Data listing:
--- --- ---
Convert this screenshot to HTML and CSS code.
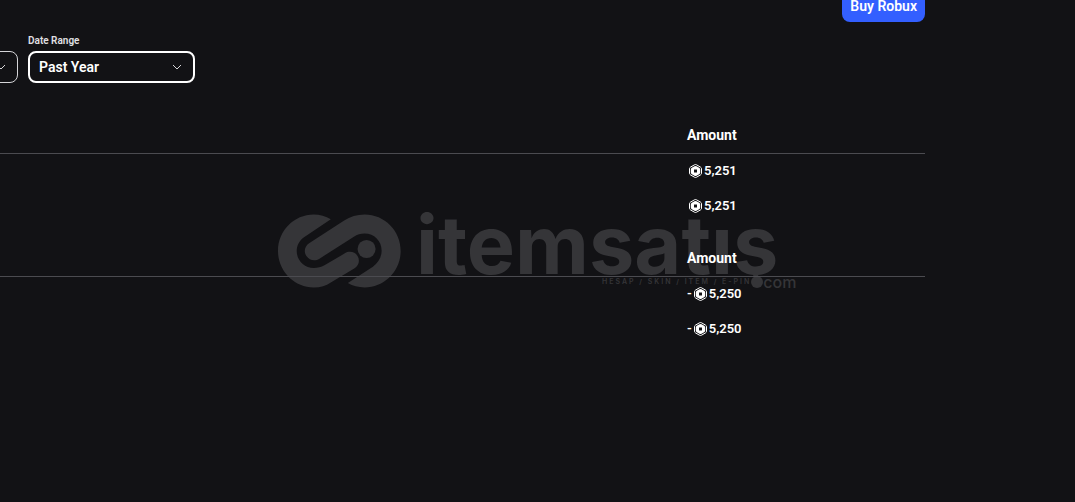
--- --- ---
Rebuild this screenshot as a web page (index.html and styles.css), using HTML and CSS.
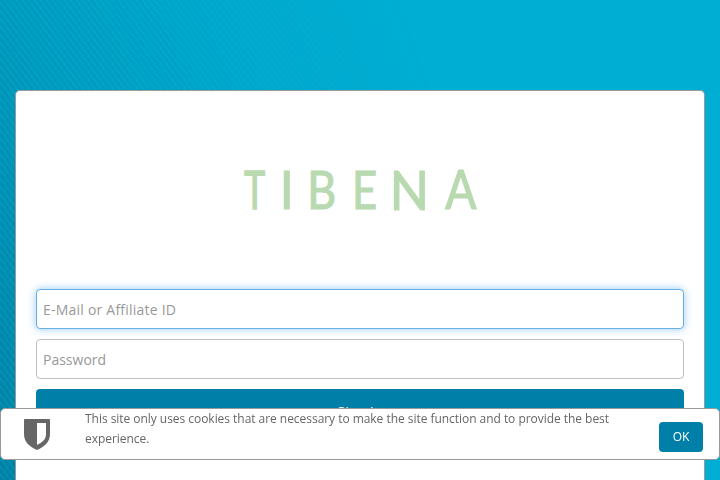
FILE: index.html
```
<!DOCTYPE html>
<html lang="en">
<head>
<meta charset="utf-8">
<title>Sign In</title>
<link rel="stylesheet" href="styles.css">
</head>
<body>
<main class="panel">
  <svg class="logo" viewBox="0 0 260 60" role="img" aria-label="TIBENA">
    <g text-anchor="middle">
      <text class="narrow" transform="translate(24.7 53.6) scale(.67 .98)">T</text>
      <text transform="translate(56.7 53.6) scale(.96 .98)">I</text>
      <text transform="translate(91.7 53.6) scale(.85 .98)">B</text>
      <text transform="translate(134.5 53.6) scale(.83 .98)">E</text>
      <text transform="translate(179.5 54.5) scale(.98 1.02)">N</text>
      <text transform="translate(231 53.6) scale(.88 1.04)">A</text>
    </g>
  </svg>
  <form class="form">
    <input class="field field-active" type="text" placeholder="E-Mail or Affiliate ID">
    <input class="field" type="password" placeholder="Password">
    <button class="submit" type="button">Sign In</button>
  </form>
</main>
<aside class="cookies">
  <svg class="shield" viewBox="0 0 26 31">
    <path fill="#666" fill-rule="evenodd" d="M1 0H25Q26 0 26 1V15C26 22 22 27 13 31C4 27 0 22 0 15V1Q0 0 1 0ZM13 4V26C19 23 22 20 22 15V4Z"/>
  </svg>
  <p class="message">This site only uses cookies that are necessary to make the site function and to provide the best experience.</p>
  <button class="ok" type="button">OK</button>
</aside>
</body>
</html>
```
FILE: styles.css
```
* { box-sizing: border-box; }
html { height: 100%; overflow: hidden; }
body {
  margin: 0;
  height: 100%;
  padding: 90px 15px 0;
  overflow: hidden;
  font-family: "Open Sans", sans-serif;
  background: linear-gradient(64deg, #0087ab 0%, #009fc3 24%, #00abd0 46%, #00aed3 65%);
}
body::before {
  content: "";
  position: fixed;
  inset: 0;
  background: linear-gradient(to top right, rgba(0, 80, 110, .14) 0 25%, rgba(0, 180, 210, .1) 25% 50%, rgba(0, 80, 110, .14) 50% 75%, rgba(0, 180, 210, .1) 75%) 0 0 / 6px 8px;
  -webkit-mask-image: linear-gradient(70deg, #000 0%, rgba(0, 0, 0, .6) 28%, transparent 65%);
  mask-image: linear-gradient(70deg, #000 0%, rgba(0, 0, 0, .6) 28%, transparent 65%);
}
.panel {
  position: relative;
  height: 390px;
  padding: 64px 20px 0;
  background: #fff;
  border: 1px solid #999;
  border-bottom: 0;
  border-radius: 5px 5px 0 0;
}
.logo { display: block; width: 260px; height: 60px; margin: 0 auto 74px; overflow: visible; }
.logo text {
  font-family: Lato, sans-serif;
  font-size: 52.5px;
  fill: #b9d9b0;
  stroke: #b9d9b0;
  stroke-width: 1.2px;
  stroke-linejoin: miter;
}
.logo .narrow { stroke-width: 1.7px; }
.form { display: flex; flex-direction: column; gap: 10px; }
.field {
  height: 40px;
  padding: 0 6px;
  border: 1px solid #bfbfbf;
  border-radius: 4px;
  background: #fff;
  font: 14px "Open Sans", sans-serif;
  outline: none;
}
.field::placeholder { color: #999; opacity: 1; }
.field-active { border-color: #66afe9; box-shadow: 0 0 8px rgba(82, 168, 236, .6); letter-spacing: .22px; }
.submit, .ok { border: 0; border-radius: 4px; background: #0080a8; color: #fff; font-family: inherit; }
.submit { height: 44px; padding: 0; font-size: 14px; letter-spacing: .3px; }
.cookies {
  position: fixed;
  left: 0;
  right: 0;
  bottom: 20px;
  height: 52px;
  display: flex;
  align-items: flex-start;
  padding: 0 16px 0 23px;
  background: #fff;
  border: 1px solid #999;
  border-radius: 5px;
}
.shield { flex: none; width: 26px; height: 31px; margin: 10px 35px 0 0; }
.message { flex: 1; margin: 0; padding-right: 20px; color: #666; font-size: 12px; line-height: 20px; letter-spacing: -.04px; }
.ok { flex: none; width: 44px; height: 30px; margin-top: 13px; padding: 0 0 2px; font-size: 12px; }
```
--- --- ---
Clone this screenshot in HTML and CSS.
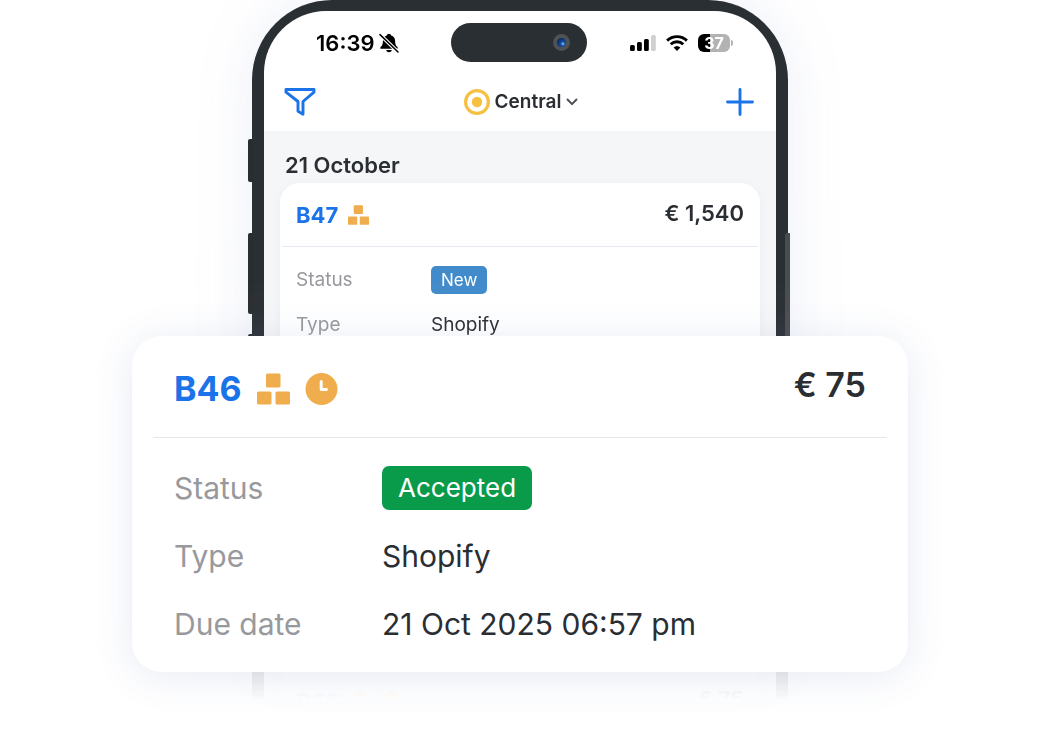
--- --- ---
Brief: For each line in the data above that contains the string "index", extract the line.

Answer in full:
Rebuild this screenshot as a web page (index.html and styles.css), using HTML and CSS.
FILE: index.html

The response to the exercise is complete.